Air quality: Faridabad fares worse than neighbouring Gurugram
Gurugram: Among all cities in the National Capital Region, Faridabad leads the dubious list of poorest air quality, and the city continued this trend on Tuesday as well. However, neighbouring Gurugram saw a huge dip in air pollution, as low levels of PM2.5 and PM10 pollutants were recorded.
While scientists are unable to explain this contrasting situation in the two Haryana districts, they did highlight many factors responsible for Faridabad's poor air.
Numerous small-scale industries and ancillary units popping up in and around Faridabad, which use poor quality of diesel and furnace oil, have contributed heavily to the constantly deteriorating air quality. Moreover, high-density vehicular traffic and dust generated from construction activities are also the usual culprits, experts have said.
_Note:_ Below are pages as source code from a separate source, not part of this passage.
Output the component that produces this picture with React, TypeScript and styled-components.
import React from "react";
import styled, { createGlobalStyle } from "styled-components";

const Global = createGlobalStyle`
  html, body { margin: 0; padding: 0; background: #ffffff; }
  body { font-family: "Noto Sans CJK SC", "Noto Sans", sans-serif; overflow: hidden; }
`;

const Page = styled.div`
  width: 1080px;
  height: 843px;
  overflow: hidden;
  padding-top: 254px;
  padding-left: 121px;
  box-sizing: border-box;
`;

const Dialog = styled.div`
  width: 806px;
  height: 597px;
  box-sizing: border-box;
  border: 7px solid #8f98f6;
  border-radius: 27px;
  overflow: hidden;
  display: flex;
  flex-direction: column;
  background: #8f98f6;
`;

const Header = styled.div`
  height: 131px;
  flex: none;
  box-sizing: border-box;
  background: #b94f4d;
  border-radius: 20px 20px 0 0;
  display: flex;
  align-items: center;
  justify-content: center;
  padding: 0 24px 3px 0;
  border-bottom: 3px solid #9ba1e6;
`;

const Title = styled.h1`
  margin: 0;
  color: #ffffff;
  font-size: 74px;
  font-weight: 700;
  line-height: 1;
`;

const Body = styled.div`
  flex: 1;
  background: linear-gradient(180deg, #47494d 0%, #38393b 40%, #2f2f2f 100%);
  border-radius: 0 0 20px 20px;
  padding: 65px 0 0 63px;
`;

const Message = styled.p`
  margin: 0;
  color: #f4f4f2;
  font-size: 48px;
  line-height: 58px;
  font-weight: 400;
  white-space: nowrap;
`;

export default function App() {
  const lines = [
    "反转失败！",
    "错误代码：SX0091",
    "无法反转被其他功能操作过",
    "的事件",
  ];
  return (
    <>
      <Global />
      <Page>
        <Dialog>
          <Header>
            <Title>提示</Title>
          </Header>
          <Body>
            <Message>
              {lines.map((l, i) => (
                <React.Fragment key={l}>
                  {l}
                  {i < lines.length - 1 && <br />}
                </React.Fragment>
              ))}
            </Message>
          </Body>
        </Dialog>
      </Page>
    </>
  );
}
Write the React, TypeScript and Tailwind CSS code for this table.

Naresh Bhadana, a city resident, claims that the industrial units – many of which are illegal and hazardous – have no pollution control devices to regulate smoke billowing from chimneys.
"These units are mostly involved in plastic moulding and metal works. Even though coal-based chimneys are not allowed within the city because of pollution they cause, most of these units use coal chimneys to extracting metals like iron, aluminium and nickel," Bhadana said.
He added, "These units also do not have an effective policy of discharging their waste, which is either openly burnt or mixed with the municipal waste and ends up in landfills."
When asked about the factors responsible for hazardous air quality levels in Faridabad, a senior official from Haryana State Pollution Control Board (HSPCB) said, "We are thinking of carrying out a study in various areas, including Faridabad, to understand what factors are responsible for the poor air quality levels in specific regions."
Meanwhile, in Gurugram even as a thick layer of smog enveloped the city early Tuesday morning, the situation began to improve by 9.00 am.
PM2.5 levels hovered in the range of 290-350 microgram per cubic metre, while that of PM10 was registered between 400-450. Though both pollutants still have higher than safe limits concentration, it has reduced significantly than what it used to be.